SUPPLIED ENTRIES:
>>>>>
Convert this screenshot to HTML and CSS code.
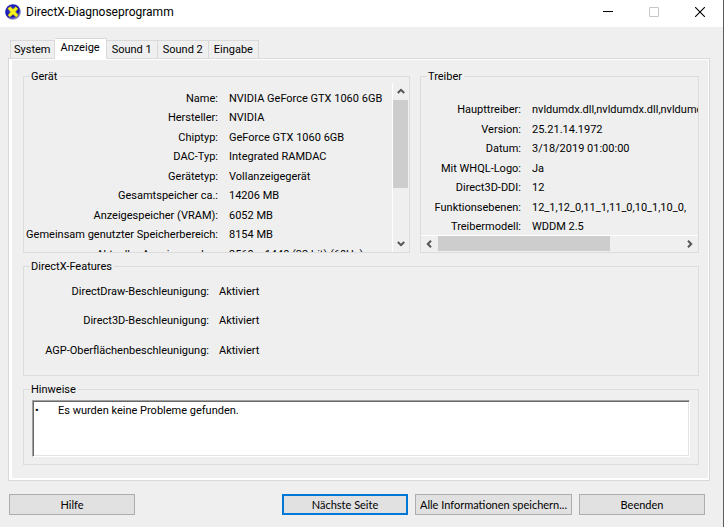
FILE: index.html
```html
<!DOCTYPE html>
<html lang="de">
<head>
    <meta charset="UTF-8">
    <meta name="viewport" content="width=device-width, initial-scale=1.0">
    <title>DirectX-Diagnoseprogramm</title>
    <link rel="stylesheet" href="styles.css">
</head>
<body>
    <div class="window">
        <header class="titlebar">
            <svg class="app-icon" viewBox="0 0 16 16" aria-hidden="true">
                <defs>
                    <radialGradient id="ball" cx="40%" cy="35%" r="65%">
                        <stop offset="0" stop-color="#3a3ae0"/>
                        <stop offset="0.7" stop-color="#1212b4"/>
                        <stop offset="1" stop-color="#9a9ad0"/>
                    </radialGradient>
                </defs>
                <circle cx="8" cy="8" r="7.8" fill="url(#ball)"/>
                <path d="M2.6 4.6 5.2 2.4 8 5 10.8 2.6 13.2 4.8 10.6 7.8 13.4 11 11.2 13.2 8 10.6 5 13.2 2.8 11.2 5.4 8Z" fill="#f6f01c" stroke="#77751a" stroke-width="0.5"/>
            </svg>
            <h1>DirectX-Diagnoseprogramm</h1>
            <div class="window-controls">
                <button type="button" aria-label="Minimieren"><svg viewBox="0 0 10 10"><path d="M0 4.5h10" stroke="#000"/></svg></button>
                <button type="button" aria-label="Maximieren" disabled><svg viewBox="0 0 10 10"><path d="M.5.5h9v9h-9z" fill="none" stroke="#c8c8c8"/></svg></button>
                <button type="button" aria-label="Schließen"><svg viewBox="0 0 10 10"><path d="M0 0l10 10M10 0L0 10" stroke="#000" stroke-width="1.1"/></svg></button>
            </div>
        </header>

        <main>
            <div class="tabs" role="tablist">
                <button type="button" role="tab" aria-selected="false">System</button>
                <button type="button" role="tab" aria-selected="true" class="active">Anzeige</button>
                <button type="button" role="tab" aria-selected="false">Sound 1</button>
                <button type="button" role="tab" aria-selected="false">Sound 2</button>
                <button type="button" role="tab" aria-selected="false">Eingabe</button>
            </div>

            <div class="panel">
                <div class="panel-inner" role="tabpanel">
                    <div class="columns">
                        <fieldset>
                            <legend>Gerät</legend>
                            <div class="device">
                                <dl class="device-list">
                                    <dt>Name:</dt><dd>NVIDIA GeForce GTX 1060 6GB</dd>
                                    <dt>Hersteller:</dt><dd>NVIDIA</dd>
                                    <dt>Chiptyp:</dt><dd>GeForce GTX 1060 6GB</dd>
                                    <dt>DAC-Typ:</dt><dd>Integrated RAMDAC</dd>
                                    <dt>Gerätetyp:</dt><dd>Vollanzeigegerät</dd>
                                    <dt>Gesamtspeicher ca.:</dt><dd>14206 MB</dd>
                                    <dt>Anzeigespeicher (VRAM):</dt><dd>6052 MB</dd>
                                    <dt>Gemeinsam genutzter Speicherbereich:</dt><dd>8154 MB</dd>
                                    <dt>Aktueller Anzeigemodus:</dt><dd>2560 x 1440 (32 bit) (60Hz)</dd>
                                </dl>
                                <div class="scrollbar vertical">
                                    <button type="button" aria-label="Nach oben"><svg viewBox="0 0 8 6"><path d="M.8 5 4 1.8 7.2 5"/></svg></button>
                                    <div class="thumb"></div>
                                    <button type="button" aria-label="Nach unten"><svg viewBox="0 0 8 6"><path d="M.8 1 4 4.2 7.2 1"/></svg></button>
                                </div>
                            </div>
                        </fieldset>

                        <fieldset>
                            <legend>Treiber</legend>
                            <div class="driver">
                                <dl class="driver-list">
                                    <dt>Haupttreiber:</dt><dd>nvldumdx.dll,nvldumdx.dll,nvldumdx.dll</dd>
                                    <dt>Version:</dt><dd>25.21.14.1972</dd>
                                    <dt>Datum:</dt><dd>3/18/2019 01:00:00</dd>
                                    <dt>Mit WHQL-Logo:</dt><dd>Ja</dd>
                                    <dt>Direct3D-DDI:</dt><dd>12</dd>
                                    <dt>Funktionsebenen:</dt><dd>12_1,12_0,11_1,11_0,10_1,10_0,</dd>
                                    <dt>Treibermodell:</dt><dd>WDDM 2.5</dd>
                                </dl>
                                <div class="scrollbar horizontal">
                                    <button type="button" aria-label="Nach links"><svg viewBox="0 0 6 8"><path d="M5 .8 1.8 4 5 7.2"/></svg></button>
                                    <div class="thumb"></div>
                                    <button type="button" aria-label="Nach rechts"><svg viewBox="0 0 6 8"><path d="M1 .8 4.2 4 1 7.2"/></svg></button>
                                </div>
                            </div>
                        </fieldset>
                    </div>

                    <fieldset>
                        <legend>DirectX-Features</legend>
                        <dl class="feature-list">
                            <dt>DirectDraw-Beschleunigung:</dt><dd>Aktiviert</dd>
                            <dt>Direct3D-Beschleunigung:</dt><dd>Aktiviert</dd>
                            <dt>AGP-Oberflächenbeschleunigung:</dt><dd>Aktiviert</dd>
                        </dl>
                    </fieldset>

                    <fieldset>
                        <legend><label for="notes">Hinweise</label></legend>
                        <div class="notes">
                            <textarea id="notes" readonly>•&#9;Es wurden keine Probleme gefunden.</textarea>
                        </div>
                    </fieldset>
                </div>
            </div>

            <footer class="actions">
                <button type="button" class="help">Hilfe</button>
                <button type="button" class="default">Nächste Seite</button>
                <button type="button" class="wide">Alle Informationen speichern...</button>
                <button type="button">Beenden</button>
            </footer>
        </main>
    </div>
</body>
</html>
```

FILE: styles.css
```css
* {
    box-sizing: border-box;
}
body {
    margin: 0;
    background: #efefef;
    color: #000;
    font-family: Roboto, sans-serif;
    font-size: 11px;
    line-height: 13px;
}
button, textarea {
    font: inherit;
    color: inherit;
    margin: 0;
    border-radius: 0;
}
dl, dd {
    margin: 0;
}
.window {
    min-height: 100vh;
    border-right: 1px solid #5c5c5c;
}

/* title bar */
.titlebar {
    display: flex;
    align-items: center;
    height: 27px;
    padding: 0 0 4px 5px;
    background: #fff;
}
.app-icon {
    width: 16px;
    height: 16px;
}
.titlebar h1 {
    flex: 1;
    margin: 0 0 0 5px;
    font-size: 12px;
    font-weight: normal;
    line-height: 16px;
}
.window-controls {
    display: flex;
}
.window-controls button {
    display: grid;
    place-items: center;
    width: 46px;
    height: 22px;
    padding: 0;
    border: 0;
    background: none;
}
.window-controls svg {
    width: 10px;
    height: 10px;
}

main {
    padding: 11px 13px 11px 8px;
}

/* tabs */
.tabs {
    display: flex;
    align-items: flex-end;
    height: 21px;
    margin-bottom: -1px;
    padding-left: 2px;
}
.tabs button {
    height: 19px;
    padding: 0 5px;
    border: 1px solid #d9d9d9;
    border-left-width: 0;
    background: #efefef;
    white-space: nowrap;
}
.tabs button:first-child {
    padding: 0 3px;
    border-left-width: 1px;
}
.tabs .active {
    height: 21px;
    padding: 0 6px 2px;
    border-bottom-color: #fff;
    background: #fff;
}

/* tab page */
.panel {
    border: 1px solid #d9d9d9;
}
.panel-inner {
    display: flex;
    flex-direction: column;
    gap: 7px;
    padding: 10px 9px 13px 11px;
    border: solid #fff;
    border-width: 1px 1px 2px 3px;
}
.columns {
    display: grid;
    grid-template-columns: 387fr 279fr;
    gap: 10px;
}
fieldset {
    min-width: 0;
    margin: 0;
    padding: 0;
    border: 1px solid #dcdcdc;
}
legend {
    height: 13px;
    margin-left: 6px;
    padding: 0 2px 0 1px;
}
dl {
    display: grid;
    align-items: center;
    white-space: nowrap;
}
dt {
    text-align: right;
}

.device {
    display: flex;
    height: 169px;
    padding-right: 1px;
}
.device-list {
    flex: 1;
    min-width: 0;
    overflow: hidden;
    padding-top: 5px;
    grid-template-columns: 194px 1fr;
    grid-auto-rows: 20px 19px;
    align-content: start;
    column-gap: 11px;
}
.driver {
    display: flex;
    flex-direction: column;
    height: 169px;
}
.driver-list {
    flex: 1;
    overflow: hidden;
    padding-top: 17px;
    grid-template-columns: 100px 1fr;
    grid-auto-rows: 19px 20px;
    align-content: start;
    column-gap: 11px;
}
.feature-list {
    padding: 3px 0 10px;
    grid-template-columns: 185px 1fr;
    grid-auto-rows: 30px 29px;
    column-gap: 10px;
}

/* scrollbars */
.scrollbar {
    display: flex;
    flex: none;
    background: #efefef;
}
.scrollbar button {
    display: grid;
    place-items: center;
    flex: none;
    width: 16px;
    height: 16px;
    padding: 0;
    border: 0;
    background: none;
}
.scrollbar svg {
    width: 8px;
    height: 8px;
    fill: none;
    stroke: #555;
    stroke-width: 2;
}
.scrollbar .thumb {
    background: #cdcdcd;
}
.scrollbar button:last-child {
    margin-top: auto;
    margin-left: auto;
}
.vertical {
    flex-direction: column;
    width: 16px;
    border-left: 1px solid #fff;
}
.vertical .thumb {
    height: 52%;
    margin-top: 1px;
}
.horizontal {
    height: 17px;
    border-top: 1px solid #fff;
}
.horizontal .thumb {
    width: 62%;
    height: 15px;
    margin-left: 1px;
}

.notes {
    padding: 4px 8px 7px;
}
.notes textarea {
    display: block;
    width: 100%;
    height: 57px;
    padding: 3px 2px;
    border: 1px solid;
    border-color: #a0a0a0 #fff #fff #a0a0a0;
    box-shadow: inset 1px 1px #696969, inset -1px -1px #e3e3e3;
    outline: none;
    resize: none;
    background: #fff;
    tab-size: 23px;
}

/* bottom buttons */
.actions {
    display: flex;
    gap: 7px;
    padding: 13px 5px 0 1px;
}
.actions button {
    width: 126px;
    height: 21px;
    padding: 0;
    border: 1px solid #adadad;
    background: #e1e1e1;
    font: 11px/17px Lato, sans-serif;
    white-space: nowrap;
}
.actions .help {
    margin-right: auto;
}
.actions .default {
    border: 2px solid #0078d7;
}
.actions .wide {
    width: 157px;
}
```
<<<<<
>>>>>
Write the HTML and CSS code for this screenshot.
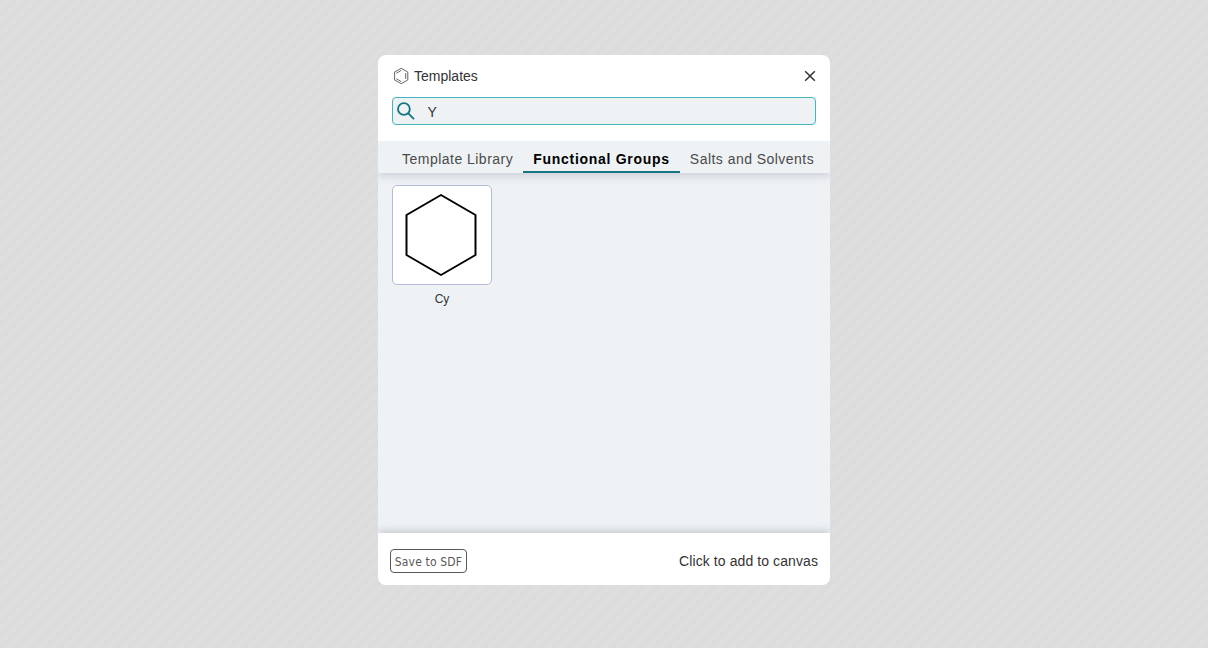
<<<<<
>>>>>
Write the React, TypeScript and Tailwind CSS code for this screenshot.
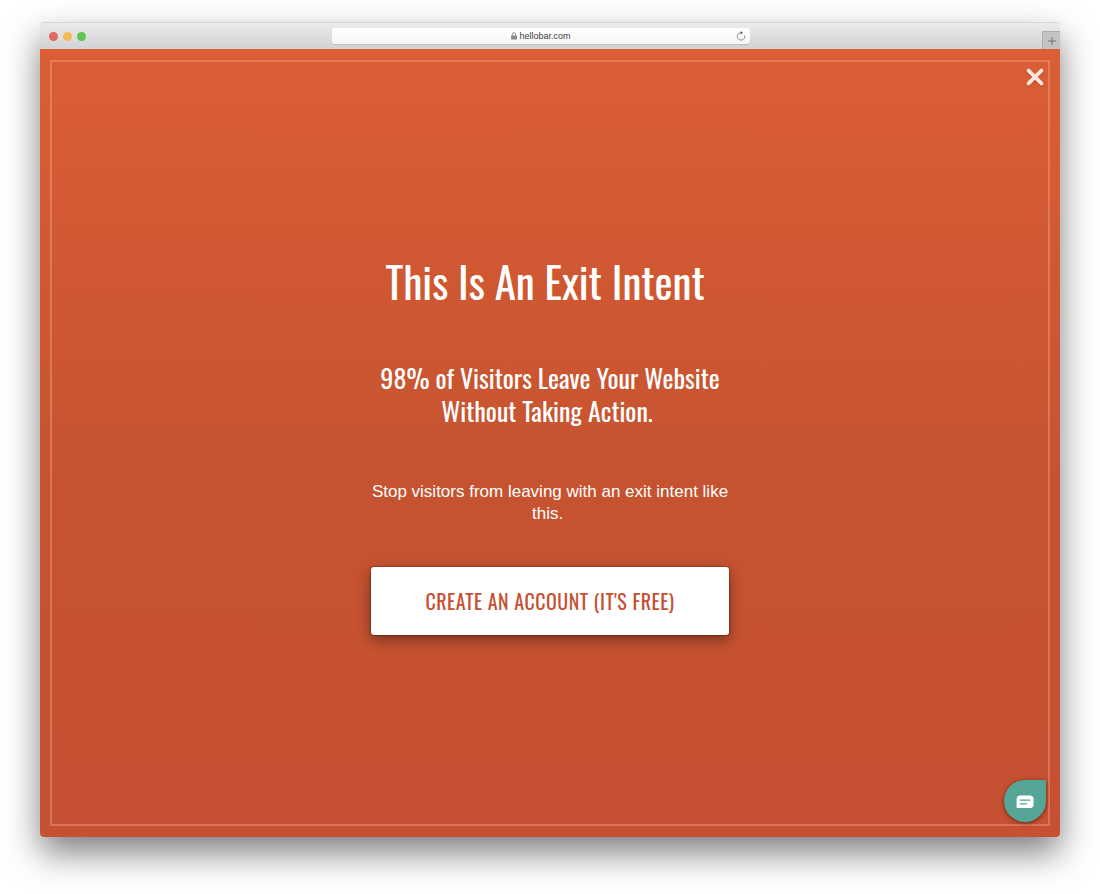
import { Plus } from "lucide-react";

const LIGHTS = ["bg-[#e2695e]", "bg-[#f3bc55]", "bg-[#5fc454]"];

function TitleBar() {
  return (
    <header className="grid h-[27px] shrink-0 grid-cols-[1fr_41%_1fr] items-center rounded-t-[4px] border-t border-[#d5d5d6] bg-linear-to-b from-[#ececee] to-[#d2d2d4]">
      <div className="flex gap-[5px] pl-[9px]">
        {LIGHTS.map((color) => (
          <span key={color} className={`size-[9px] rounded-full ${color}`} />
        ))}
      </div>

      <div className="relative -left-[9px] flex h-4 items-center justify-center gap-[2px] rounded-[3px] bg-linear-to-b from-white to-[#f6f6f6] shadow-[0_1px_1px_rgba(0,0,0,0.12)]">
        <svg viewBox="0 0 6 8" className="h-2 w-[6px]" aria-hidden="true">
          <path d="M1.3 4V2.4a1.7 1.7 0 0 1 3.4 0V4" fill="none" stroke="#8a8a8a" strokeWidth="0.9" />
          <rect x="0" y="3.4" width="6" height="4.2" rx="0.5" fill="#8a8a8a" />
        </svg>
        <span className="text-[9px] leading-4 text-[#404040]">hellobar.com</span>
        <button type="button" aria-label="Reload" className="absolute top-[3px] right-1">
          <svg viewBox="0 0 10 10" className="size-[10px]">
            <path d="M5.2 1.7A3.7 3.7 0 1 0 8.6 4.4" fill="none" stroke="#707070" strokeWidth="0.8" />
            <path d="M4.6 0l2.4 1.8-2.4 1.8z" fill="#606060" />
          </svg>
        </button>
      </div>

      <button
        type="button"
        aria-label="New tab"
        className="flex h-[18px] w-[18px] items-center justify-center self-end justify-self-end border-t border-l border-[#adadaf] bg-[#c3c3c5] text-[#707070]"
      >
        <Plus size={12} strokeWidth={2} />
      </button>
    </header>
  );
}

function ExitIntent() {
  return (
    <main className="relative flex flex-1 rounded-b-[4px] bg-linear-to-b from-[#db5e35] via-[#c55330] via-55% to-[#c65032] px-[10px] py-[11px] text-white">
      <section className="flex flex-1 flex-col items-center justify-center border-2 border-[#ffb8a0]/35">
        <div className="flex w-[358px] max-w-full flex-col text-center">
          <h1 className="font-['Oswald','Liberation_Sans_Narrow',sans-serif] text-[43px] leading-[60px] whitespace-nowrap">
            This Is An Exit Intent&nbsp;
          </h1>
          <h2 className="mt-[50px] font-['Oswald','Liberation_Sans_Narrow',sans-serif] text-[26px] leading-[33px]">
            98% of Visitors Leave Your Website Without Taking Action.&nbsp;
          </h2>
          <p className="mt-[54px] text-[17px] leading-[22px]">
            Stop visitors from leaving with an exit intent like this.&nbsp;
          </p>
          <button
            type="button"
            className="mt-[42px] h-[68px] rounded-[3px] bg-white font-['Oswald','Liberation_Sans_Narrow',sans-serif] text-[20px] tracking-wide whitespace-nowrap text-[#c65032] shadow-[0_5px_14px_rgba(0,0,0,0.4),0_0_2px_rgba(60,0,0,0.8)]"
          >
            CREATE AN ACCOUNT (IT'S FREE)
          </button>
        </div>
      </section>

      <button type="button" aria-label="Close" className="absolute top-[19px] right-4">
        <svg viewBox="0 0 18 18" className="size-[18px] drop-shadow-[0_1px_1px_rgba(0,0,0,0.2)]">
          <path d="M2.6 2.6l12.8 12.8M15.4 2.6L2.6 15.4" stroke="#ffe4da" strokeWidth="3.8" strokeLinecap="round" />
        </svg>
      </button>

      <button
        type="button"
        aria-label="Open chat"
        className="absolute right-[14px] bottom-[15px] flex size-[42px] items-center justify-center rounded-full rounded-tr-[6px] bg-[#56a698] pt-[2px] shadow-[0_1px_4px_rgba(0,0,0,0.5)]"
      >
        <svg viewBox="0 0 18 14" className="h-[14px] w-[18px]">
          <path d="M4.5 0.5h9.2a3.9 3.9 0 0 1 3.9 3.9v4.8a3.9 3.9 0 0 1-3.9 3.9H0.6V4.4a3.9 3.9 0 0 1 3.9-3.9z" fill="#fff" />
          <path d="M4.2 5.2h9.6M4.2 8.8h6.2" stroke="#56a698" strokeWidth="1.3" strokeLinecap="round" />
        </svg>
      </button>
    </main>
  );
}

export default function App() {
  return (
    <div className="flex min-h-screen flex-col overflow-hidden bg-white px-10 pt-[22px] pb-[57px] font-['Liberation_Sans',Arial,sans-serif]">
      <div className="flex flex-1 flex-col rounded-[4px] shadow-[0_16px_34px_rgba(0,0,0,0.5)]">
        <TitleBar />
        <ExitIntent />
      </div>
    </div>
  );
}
<<<<<
THE EXERCISE:
Where a line holds the string "code", copy that line.

RESPONSE TO THIS TASK:
Convert this screenshot to HTML and CSS code.
Write the HTML and CSS code for this screenshot.
Write the React, TypeScript and Tailwind CSS code for this screenshot.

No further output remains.